__Given task__
Transcribe all of the material exactly.

## Begin

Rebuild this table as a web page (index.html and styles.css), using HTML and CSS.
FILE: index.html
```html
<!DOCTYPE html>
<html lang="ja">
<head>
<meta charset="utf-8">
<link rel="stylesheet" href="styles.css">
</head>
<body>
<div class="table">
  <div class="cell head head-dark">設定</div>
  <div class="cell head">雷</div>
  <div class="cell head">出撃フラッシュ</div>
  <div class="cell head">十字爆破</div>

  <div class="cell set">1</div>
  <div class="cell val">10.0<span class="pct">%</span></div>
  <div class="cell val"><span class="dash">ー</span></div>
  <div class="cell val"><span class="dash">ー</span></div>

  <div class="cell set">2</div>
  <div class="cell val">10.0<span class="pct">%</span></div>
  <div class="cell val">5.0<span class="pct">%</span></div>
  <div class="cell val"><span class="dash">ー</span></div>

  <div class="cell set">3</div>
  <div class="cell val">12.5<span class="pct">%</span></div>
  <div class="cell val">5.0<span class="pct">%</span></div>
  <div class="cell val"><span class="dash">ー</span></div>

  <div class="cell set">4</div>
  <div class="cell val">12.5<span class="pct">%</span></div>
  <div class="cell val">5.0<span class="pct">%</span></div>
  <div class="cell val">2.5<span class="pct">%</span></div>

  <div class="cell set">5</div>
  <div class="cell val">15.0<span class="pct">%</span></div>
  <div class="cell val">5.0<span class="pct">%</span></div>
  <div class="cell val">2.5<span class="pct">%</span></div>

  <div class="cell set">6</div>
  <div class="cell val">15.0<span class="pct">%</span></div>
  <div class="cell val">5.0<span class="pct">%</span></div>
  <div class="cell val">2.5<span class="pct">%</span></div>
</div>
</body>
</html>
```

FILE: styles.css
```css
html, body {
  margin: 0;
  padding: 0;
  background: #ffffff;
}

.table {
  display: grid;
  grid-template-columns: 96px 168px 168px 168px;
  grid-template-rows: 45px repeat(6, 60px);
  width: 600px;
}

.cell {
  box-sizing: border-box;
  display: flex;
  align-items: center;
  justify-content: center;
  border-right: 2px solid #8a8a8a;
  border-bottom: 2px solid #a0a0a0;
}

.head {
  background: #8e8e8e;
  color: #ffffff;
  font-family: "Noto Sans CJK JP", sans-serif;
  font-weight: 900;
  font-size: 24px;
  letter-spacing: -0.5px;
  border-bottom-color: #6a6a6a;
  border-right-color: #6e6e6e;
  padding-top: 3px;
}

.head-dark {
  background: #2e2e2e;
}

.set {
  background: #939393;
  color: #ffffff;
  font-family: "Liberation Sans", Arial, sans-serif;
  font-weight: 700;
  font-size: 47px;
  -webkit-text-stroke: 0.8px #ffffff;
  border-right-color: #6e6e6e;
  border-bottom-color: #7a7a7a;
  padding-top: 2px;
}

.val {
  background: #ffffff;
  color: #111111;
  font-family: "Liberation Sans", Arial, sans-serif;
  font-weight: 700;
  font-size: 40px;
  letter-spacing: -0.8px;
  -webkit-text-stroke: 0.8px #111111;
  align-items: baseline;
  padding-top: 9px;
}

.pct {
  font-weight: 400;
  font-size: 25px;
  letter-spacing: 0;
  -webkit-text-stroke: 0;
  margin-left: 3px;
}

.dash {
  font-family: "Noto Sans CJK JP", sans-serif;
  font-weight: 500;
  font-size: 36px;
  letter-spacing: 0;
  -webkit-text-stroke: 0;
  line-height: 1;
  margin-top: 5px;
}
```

## End

__Answer to this problem__
Rebuild this table as a web page (index.html and styles.css), using HTML and CSS.
FILE: index.html
```html
<!DOCTYPE html>
<html lang="ja">
<head>
<meta charset="utf-8">
<link rel="stylesheet" href="styles.css">
</head>
<body>
<div class="table">
  <div class="cell head head-dark">設定</div>
  <div class="cell head">雷</div>
  <div class="cell head">出撃フラッシュ</div>
  <div class="cell head">十字爆破</div>

  <div class="cell set">1</div>
  <div class="cell val">10.0<span class="pct">%</span></div>
  <div class="cell val"><span class="dash">ー</span></div>
  <div class="cell val"><span class="dash">ー</span></div>

  <div class="cell set">2</div>
  <div class="cell val">10.0<span class="pct">%</span></div>
  <div class="cell val">5.0<span class="pct">%</span></div>
  <div class="cell val"><span class="dash">ー</span></div>

  <div class="cell set">3</div>
  <div class="cell val">12.5<span class="pct">%</span></div>
  <div class="cell val">5.0<span class="pct">%</span></div>
  <div class="cell val"><span class="dash">ー</span></div>

  <div class="cell set">4</div>
  <div class="cell val">12.5<span class="pct">%</span></div>
  <div class="cell val">5.0<span class="pct">%</span></div>
  <div class="cell val">2.5<span class="pct">%</span></div>

  <div class="cell set">5</div>
  <div class="cell val">15.0<span class="pct">%</span></div>
  <div class="cell val">5.0<span class="pct">%</span></div>
  <div class="cell val">2.5<span class="pct">%</span></div>

  <div class="cell set">6</div>
  <div class="cell val">15.0<span class="pct">%</span></div>
  <div class="cell val">5.0<span class="pct">%</span></div>
  <div class="cell val">2.5<span class="pct">%</span></div>
</div>
</body>
</html>
```

FILE: styles.css
```css
html, body {
  margin: 0;
  padding: 0;
  background: #ffffff;
}

.table {
  display: grid;
  grid-template-columns: 96px 168px 168px 168px;
  grid-template-rows: 45px repeat(6, 60px);
  width: 600px;
}

.cell {
  box-sizing: border-box;
  display: flex;
  align-items: center;
  justify-content: center;
  border-right: 2px solid #8a8a8a;
  border-bottom: 2px solid #a0a0a0;
}

.head {
  background: #8e8e8e;
  color: #ffffff;
  font-family: "Noto Sans CJK JP", sans-serif;
  font-weight: 900;
  font-size: 24px;
  letter-spacing: -0.5px;
  border-bottom-color: #6a6a6a;
  border-right-color: #6e6e6e;
  padding-top: 3px;
}

.head-dark {
  background: #2e2e2e;
}

.set {
  background: #939393;
  color: #ffffff;
  font-family: "Liberation Sans", Arial, sans-serif;
  font-weight: 700;
  font-size: 47px;
  -webkit-text-stroke: 0.8px #ffffff;
  border-right-color: #6e6e6e;
  border-bottom-color: #7a7a7a;
  padding-top: 2px;
}

.val {
  background: #ffffff;
  color: #111111;
  font-family: "Liberation Sans", Arial, sans-serif;
  font-weight: 700;
  font-size: 40px;
  letter-spacing: -0.8px;
  -webkit-text-stroke: 0.8px #111111;
  align-items: baseline;
  padding-top: 9px;
}

.pct {
  font-weight: 400;
  font-size: 25px;
  letter-spacing: 0;
  -webkit-text-stroke: 0;
  margin-left: 3px;
}

.dash {
  font-family: "Noto Sans CJK JP", sans-serif;
  font-weight: 500;
  font-size: 36px;
  letter-spacing: 0;
  -webkit-text-stroke: 0;
  line-height: 1;
  margin-top: 5px;
}
```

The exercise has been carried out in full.